使用機器學習進行輸電線路故障診斷

Abstract

本研究旨在探索與完善輸電線路故障診斷技術，開發基於機器學習之故障檢測、故障類型分類、故障原因識別和非同步量測校正方法。本研究採用機器學習模型Conformer來學習序列資訊。本研究主要提出二種架構之機器學習模型，一為基於多任務監督式機器學習，另一為自監督和無監督式機器學習之方法。 多任務監督式機器學習模型解決了故障檢測、故障類型分類和非同步量測校正同步。透過使用滑窗法與最小化前處理來降低計算複雜度。該模型生成兩種類型的輸出：第一種輸出處理故障檢測和分類，區分不對稱故障、對稱故障、不對稱輸電線斷線故障和無故障。第二種輸出指示故障在序列中開始的取樣點，便於測量同步。本文提出的方法將對比其他先進的方法或模型。 在故障原因識別方面，我們回顧並總結了現有文獻。基於歷史記錄的稀缺性，我們提出了一種基於模擬數據的自監督和無監督式機器學習技術的解決方案。 本論文提出之方法將透過歷史事故資料驗證。通過整合現有的輸電線路參數估測和故障定位演算法，開發出一種全面的故障診斷系統。

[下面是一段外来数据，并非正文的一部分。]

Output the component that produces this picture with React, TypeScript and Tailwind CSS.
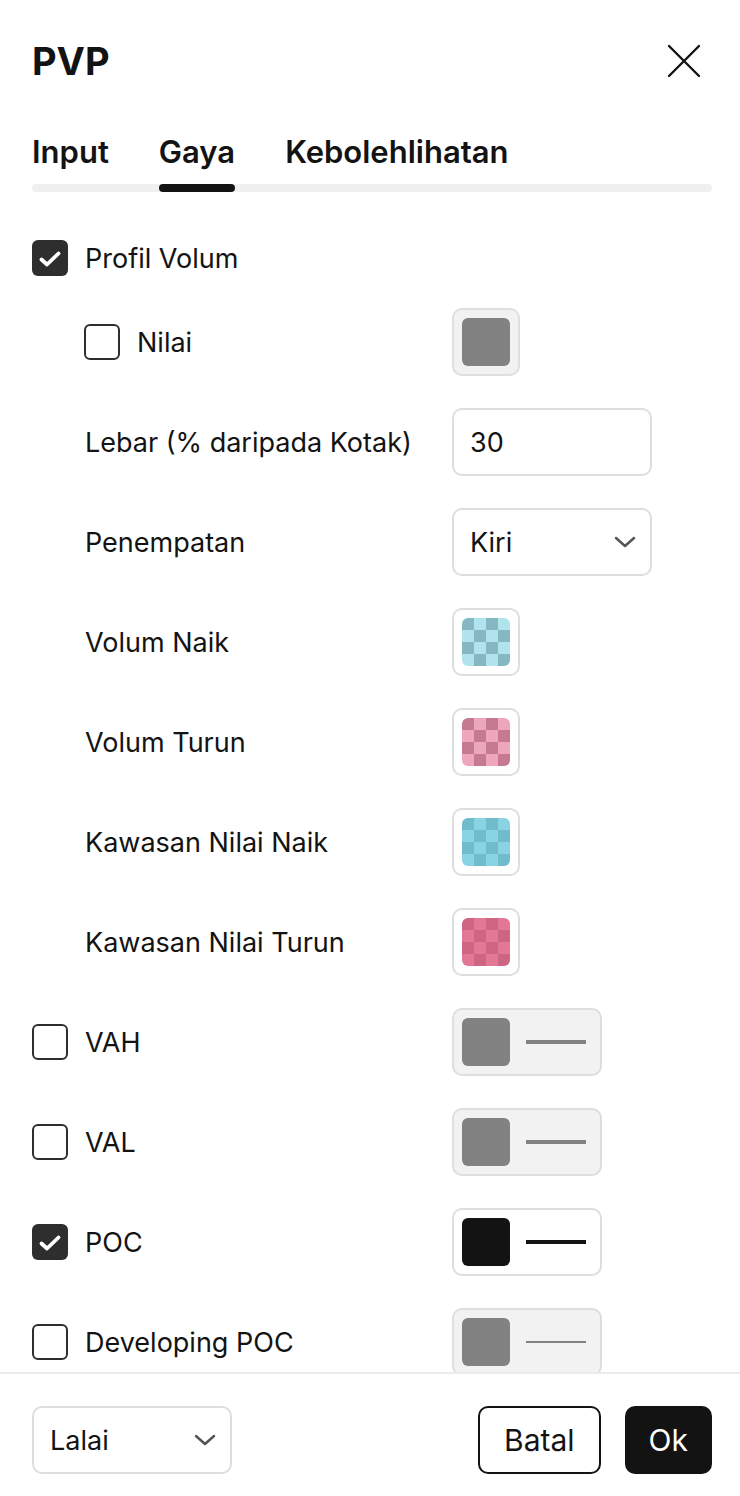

This research aims to explore and improve fault diagnosis techniques for transmission lines by developing machine learning-based methods for fault detection, fault type classification, fault cause identification, and asynchronous measurement synchronization. This research employs the Conformer: Convolution-augmented Transformer model to learn sequential information. Two main machine learning model architectures are proposed: one based on multi-task supervised learning, and the other on self-supervised and unsupervised learning methods. The multi-task supervised machine learning model effectively handles fault detection, fault type classification, and asynchronous measurement synchronization with minimal pre-processing of input feature sequences. The sliding window technique is utilized to reduce computational complexity. The model produces two types of outputs: the first addresses fault detection and classification, distinguishing between asymmetric faults, symmetric faults, asymmetric conductor broken faults, and no fault. The second output indicates the sample point at which the fault begins in the sequence, facilitating measurement synchronization. The evaluation between the proposed methodology and other state-of-the-art technique is present. For fault cause identification, we review and summarize existing literatures. Given the scarcity of field records, we propose a feasible solution using self-supervised and unsupervised machine learning techniques based on simulation data. Historical events are used to validate the proposed methodology in this thesis. By integrating existing transmission line parameter estimation and fault location algorithms, a comprehensive fault diagnosis system is developed.